The so-called Capital Market Consolidation Act, which was introduced in 2007 through a set of deregulatory measures, did not generate globally competitive Korean investment banks.

The capital market “big bang” also promoted industry M&A by tearing down the business barriers between brokerages, asset management and futures, but it did not lead to as many deals as the regulator initially hoped.

Other than seeing an equity fund frenzy, there has been only one M&A deal since 2010 ― Hanwha Securities’ acquisition of Prudential Investment & Securities, according to a FSC report.

Instead, new securities companies emerged, boosting the number of players in the market, and a majority of them stuck by the sector’s traditional business of stock trading for their customers.

Soon after, the securities industry faced what experts said the biggest financial crisis since the Great Depression of the 1930s, which set a negative chain reaction in the stock and bond markets in 2008.

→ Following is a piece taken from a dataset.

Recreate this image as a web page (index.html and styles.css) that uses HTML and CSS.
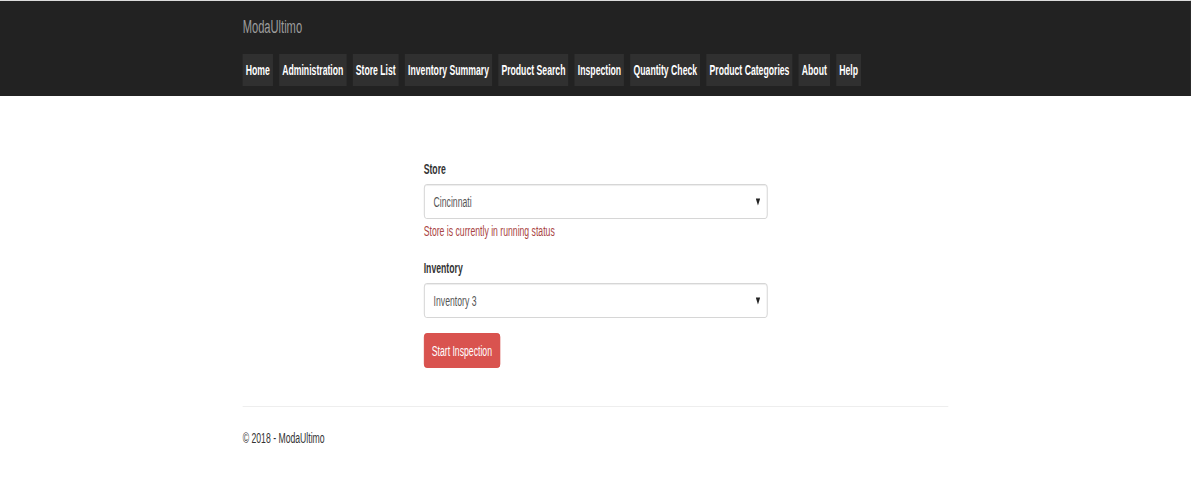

Global investors then shunned stocks by relocating their funds to safer assets such as gold and treasuries or holding onto U.S. dollars in their bank accounts. Korean investors also followed this trend by pulling their money out of equity funds, while seeing the value of their real estate assets slide.

Faced with continuing volatile trading worldwide, the Korean securities, with little business diversity, began to lose profitability that relied heavily on stock brokerages.

Of the 62 securities companies, 26 recorded net losses, and 12 saw their capital eroded as of the first half of fiscal 2013, according to the FSC.

The government’s deregulatory policy could help securities companies overcome their limited business models, said analyst Woo Da-hee of Woori Investment & Securities said.

However, it may do little to improve their earnings in the short term, Woo said in a report when the National Assembly passed a revised law promoting investment banking early this year.